The federal government should take the time to watch Québec journalist Eric Parent’s new film, “Les Ennemis du Cinéma” before letting Canada’s fundamentalist evangelical groups bully him into making a humiliating, and possibly fatal error for his party’s chances in a not-too-distant election.
If fundamentalist leader and spokesman Charles McVety has his way, the fine print in the Harper government’s new Bill C-10 would permit government censors to revoke financial aid for any film or television production they deem to be offensive even after government agencies have already invested the taxpayer’s money in selected productions. As per the new bill, every project receiving federal funding will be examined by government bureaucrats in the new “Canadian Audio-visual Certification Office” who would then take the necessary steps to protect the Canadian public from what they perceive to be displays of sin and corruption considered to be not in the public’s evident and morally acceptable interest.
Should Prime Minister Harper take the time to consider Parent’s thesis, he might understand how such cultural roadblocks have already proved themselves to be ineffective and nothing less than a humiliation for any government that would propose such legislation. While Québec’s mass media have long moved away and out of the province’s “Grande Noirceur”, right-wing evangelical groups in the rest of the nation seem determined to plunge the ROC (Rest of Canada) into a new post-modern version of Québec’s dark ages.
Not only does Parent’s new documentary take a quasi-academic, medium-cool look at one of the more bizarre episodes in Québec’s modern history, it also provides a sub-text which is a reflection of Québec’s own historic, linguistic and cultural insecurities.

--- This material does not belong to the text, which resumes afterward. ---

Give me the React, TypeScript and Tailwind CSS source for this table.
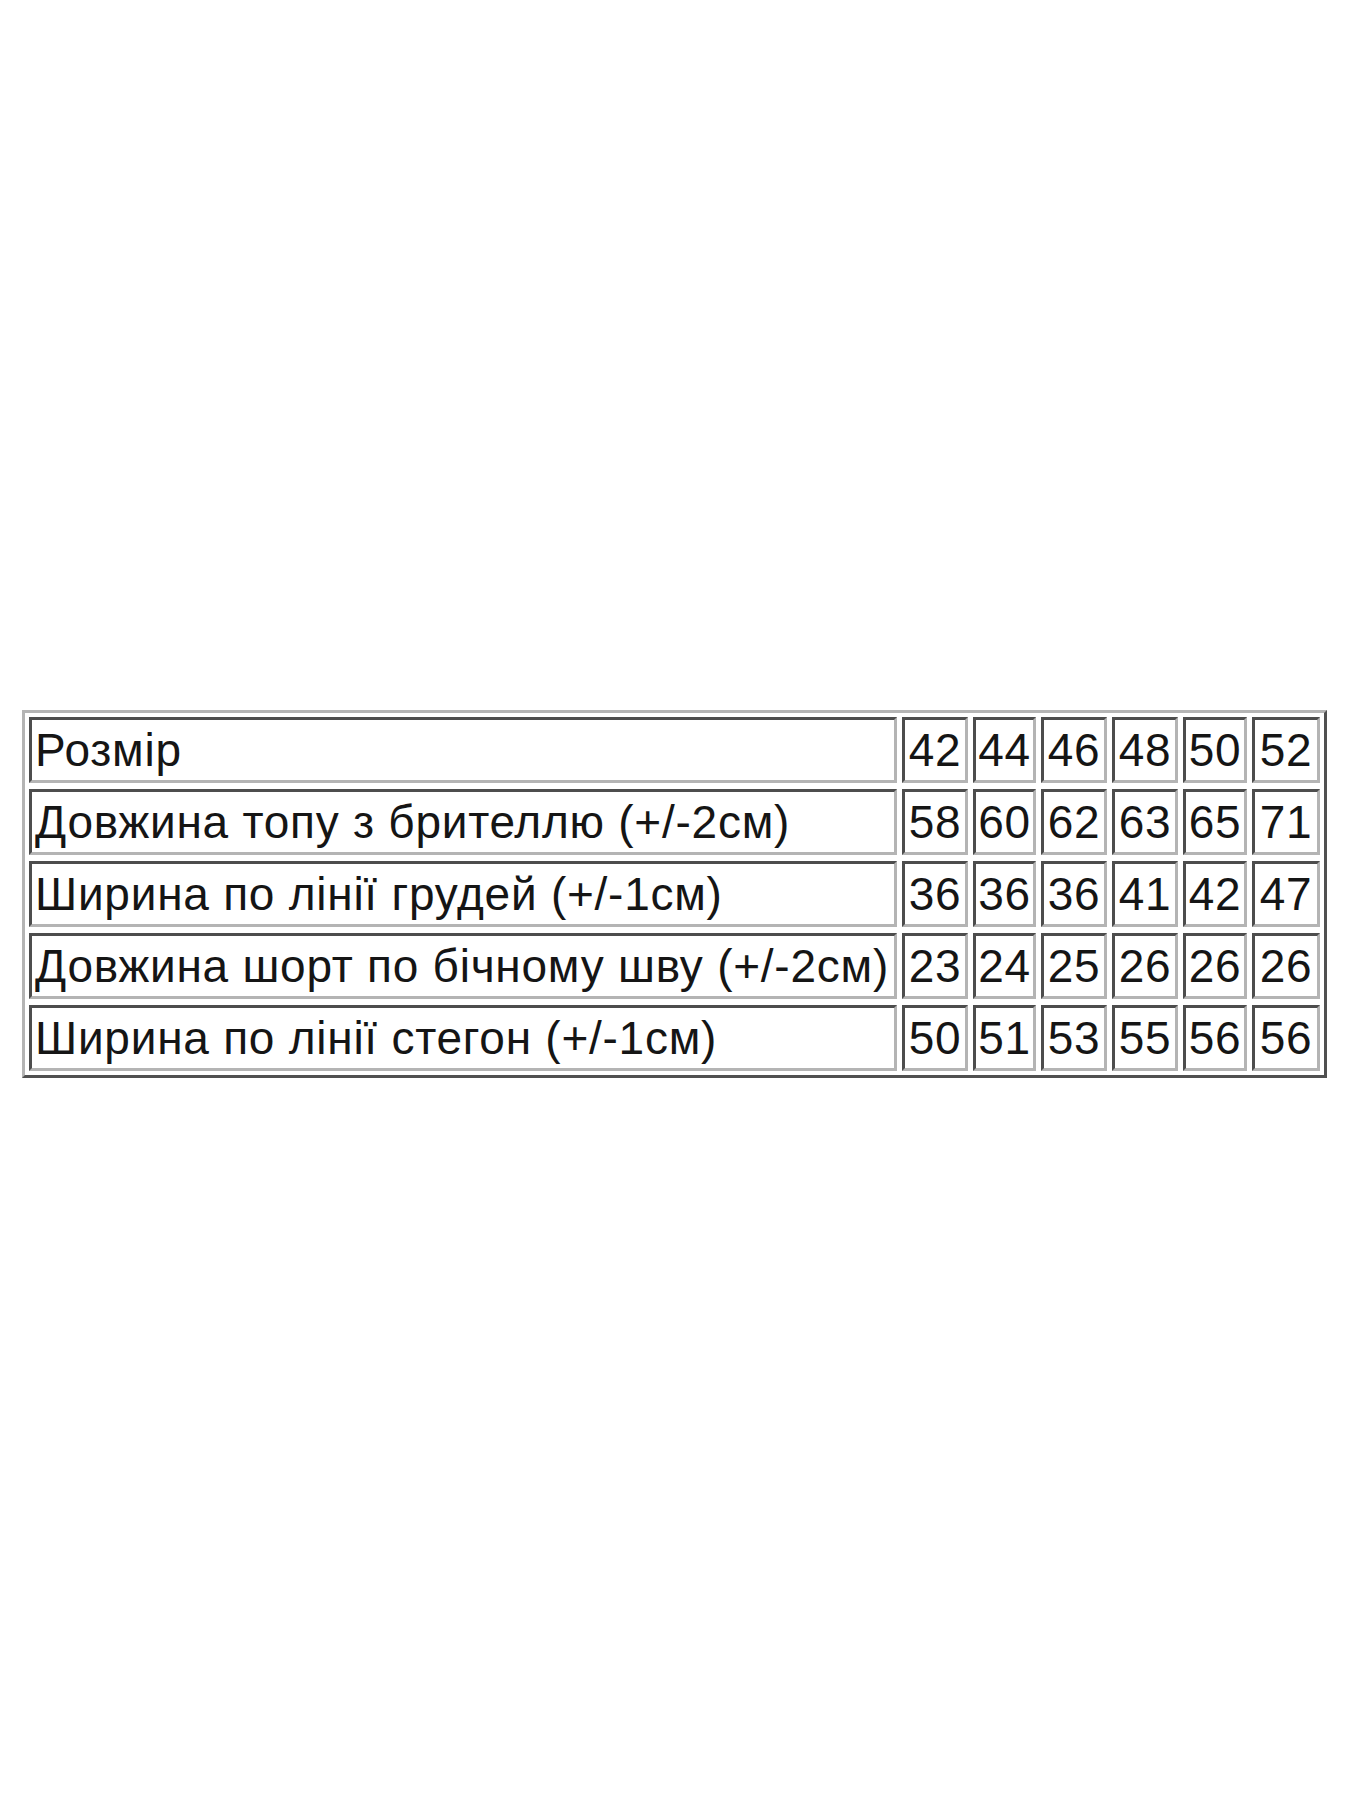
import React from 'react';

const rows: [string, string[]][] = [
    ['Розмір', ['42', '44', '46', '48', '50', '52']],
    ['Довжина топу з брителлю (+/-2см)', ['58', '60', '62', '63', '65', '71']],
    ['Ширина по лінії грудей (+/-1см)', ['36', '36', '36', '41', '42', '47']],
    ['Довжина шорт по бічному шву (+/-2см)', ['23', '24', '25', '26', '26', '26']],
    ['Ширина по лінії стегон (+/-1см)', ['50', '51', '53', '55', '56', '56']],
];

const cell =
    'h-[66px] flex items-center px-[3px] border-[3px] border-t-[#4d4d4d] border-l-[#4d4d4d] border-b-[#b4b4b4] border-r-[#b4b4b4] bg-white whitespace-nowrap';

const App: React.FC = () => {
    return (
        <div className="w-[1350px] min-h-[1800px] bg-white pt-[710px] pl-[22px]">
            <div
                className="inline-grid grid-cols-[868px_66px_63px_66px_66px_64px_68px] gap-x-[5px] gap-y-[6px] p-[4px] border-[3px] border-t-[#b4b4b4] border-l-[#b4b4b4] border-b-[#505050] border-r-[#505050] text-[46px] leading-none tracking-[0.75px] text-[#151515]"
                style={{ fontFamily: '"Liberation Sans", Arial, sans-serif' }}
            >
                {rows.map(([label, values]) => (
                    <React.Fragment key={label}>
                        <div className={cell}>{label}</div>
                        {values.map((v, i) => (
                            <div key={i} className={cell + ' justify-center'}>{v}</div>
                        ))}
                    </React.Fragment>
                ))}
            </div>
        </div>
    );
};

export default App;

Given the hard-core sex and violence that defines much of today’s so-called “popular culture”, it’s hard to believe Québec’s Catholic Church once defined what people could or could not watch on the city’s “silver screens”. While much of Parent’s film deals with the censorship bureau’s prurient and sometimes comic obsessions about human sexuality, its message is nothing less than a warning for today’s journalists, film-makers and their audience.
Parent believes much of today’s contemporary free flow of hard core sex and violence is nothing less than a fiction designed to blur and hide a more disturbing and sometimes dangerous reality. In other words, today’s reality will beat fiction every time. While many believe Québec’s quiet revolution tossed the province’s censors into the trash bin of modern history, Parent’s film takes the trouble to warn the viewer as to how an established society’s censors are still at work and how Québec’s assorted media are still being censored by different people for different reasons and a different purpose.
In 1913, after a long legal battle against Montreal’s Ernest Ouimet, the owner of Montreal’s first cinema, Québec’s new Premier, Lomer Gouin, established the provincial government’s “Bureau de la Censure des vues animés de la Province de Québec”. Based upon a previous censorship model as developed by the “British Board of Film Censors” and inspired by the rigid Catholic dogma of the period, the church would dominate Québec’s censorship bureau for next 50 years. Once opened, the Québec censor’s bureau would soon become one of the strictest censorship institutions in the western world. While the censor’s scissors tore into many a Hollywood or European classic, Parent’s documentary pays special attention to what was done to Marcel Carné’s Les Enfants du Paradis, which many consider to be the best French film ever made. Produced shortly after the end of World War II, the film was scheduled to be released in 1946. When psychoanalyst André Lussier organised a screening of the film for students at L’ Université de Montréal , film and church authorities managed to have the event scrapped at the last minute. Lussier’s anger is still one of the high points of the film, leaving no doubt as to the reasons behind the eventual and inevitable success of Québec’s quiet revolution. After the sudden death of Premier Maurice Duplessis, Jean Lesage’s Liberals were swept into power and the government’s censor was soon forced to find other work.
As the female breast soon became the centrepiece of Québec’s new film industry, Parent believes the origins of today’s new censorship began to take hold as the documentary became the province’s post-modern battlefield. Film-maker and Oscar-winner Denys Arcand recalls how his documentary, On est au cotton, produced by Canada’s own national Film Board, was shelved after executives at strike-bound Dominion Textile asked their Liberal friends in Ottawa to halt its distribution.
While Heritage minister Josée Verner recently told opposition critics her government had absolutely no intention to alter the new bill, more than a few media and political professionals believe the bill has a chance of clearing the Liberal controlled senate’s finance committee. However, others continue to question why Stephen Harper would ever want to repeat Québec Premier Gouin’s mistake and allow religious conservatives to influence what people can do or even think about.